The cutting room at apparel manufacturing boot camp, Spring 2016.
The cutting room at apparel manufacturing boot camp, Spring 2016.

Production: In this phase Sept 2-5, 2016, attendees will assist with:

  • Spreading and cutting large quantities of fabric (if you want to help spread, be here on Sept 1, 2016)
  • Organizing cut pieces for best sewing efficiency (bundling and shade marking)
  • Proper factory fusing
  • Sewing– for quality and efficiency!
  • Troubleshooting and problem solving
  • Finishing and quality control
  • Packaging and labeling
  • Order fulfillment

Prospective attendees are required to read the caveats, follow the dress code, bring minimal supplies and observe all safety requirements. Additionally, we’ve reduced headcount to 25 people and you will have to fill out this questionnaire.

Fees:

There seems to be a bit of confusion on this. We lose money on this project; it is a charitable endeavor that my company has created to benefit entrepreneurs who want to start sewing factories but have never been in one; and to benefit needy citizens of New Mexico. The fee covers the cost of fabric, thread, zippers, buttons and all the stuff we need to make the products that we donate.
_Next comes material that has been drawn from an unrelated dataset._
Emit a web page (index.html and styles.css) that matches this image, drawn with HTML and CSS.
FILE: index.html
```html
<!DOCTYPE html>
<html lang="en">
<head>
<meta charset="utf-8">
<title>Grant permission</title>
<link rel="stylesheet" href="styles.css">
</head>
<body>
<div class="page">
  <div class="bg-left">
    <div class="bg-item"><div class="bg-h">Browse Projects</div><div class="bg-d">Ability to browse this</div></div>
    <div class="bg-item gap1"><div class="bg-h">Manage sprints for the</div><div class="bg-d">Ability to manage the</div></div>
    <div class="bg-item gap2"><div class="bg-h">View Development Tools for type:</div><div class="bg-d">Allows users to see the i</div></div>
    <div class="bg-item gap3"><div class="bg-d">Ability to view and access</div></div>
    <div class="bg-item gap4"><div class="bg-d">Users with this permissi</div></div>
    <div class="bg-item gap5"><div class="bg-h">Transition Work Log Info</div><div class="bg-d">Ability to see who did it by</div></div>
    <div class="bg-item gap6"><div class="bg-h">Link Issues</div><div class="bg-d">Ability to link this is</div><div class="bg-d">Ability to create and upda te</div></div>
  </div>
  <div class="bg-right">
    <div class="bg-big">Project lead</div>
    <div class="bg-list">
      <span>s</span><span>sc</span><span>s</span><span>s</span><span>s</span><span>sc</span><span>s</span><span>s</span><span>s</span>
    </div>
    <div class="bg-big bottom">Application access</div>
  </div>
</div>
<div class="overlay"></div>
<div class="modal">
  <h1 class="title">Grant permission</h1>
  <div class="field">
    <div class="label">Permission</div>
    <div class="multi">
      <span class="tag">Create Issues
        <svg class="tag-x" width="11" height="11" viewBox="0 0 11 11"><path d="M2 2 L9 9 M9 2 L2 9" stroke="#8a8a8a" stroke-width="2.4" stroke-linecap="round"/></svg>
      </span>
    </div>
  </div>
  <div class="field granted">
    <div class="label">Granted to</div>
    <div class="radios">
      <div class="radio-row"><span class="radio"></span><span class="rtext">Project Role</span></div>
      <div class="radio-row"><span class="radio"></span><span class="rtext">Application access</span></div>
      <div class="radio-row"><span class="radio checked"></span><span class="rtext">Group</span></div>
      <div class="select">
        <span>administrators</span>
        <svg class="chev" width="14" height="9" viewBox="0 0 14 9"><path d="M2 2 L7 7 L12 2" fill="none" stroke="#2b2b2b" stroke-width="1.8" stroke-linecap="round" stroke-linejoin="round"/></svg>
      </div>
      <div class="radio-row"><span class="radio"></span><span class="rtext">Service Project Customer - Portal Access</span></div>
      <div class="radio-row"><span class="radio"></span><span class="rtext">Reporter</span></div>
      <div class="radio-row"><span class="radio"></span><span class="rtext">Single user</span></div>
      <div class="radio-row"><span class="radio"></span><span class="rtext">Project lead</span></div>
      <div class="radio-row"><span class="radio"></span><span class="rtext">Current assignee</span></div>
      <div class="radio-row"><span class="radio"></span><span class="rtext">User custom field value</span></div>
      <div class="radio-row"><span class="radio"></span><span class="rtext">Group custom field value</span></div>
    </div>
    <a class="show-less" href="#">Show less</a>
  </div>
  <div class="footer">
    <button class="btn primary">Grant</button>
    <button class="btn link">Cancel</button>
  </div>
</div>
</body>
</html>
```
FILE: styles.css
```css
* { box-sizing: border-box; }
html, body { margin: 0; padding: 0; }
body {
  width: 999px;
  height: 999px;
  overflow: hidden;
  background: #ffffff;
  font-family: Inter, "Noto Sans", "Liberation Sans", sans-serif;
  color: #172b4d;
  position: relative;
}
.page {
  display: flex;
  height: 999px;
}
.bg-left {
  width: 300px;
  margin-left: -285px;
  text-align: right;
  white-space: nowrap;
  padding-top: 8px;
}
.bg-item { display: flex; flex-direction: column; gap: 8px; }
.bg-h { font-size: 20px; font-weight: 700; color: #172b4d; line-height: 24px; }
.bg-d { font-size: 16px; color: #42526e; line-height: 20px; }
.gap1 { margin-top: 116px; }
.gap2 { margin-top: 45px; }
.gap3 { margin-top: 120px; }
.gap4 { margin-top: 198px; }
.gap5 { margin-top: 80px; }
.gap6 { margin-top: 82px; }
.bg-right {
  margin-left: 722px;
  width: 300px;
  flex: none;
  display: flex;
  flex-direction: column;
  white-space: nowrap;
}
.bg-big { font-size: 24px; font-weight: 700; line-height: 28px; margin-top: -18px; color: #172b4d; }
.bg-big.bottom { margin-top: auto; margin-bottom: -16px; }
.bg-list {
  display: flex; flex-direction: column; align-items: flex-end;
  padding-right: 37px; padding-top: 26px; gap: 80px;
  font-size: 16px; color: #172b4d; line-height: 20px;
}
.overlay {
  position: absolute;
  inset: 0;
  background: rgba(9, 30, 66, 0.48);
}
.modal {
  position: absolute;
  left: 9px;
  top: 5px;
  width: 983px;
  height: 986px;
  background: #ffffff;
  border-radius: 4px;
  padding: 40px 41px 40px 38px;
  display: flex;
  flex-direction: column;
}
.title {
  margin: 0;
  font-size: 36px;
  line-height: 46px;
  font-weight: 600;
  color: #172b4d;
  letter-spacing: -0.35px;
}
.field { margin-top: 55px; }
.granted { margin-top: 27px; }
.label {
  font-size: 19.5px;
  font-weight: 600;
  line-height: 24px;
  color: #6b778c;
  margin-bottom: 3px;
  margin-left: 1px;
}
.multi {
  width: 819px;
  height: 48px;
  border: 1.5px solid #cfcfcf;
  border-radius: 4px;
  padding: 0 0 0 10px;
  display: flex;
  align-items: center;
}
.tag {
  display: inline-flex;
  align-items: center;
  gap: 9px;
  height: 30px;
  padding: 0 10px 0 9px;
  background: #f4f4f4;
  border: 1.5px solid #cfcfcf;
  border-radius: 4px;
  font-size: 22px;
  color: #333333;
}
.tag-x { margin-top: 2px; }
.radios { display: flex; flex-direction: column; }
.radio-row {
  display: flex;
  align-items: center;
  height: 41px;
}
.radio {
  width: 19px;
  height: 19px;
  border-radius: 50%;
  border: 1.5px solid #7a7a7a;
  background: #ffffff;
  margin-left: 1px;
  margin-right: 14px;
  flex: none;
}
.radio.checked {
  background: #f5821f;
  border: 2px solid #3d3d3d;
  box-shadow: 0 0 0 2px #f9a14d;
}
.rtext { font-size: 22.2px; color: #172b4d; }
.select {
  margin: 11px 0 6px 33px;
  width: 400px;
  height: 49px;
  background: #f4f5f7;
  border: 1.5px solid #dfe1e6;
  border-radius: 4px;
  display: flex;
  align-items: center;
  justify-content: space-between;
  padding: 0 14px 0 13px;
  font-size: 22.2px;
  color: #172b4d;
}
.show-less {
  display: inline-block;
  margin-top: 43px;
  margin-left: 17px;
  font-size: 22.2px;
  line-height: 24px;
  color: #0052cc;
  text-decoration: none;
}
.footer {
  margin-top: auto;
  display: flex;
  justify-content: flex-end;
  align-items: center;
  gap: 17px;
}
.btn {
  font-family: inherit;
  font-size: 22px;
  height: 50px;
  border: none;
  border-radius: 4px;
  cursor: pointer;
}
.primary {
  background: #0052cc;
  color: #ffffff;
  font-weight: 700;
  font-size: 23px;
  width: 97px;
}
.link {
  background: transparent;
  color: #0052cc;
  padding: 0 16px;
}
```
The Sewing Factory School (Apparel Technical Svcs) volunteers the use of the factory, buys the machines, provides the training, to say nothing of not being able to earn an income to pay our own bills for the duration of these events, so we rely on our volunteers to cover the cost of materials for each boot camp session. We provide a few scholarships as donations permit but these are not guaranteed. There are no refunds 30 days prior to the event and you will have to pay to secure your slot. You’ll know you’ve been accepted when you receive an invoice.

  • $500 -Design phase
  • $350 -Production
  • $40 for catered lunches ($10 per day per person)

Accommodations

There’s a gem of a place just a few blocks away -the Sandia Peak Inn Motel. This isn’t the best part of town but this place is the second most highly rated place in the city. It is also possible that we may be able to host visitors here in the factory provided one is not too particular. You’ll need an air mattress but we have a full kitchen with stove, microwave, refrigerator, coffee maker, a shower and laundry facilities.

Registration

If you’re ready to sign up, please start by submitting the questionnaire. Signing up for the design phase automatically registers you for production. Since the design phase will fill up quickly, registrants may be put on a wait list. I’ll be sure to notify you quickly.

Support the project

If you know you can’t participate but would like to underwrite the project or sponsor a scholarship, you can do that too. If you choose to donate, please fill out the registration form so we can thank you properly and notify the benefactor of your generosity.


Previous session was rated 4.67 out of five stars by attendees. Some of their comments:

I was amazed by the laying out the fabric and cutting, level of quality and complexity of the coat.

I didn’t understand how much work would go into the project and the scale of all the people involved, I was amazed at the planning and prep work required for an operation like this. Meeting new people and seeing the project from beginning to end was beyond my expectations.

Being able to get hands on training from people in the industry was invaluable. I was glad to see that everybody was encouraged to try anything and everything.

The thoroughness in which the production process was organized. Numbering each piece and garment helped to alleviate much of the confusion I thought we would face. I also appreciated how everyone was encouraged to try things they had not done before or may not been successful with in the past.

I didn’t expect the attention to detail and quality of finished product. The teamwork and overall interactions were fantastic!

Exceptionally hands on. No shortage of all kinds of work. The group was diverse and had specialized knowledge (industry and otherwise).

I thought we would get to observe up close, the manufacturing process. I didn’t realize we would get to be the factory. That absolutely made this experience even more awesome!!

The factory was well equipped, a lot of care and expense went into making sure we had everything we needed. The lunches and dog tags were completely unexpected, loved them both!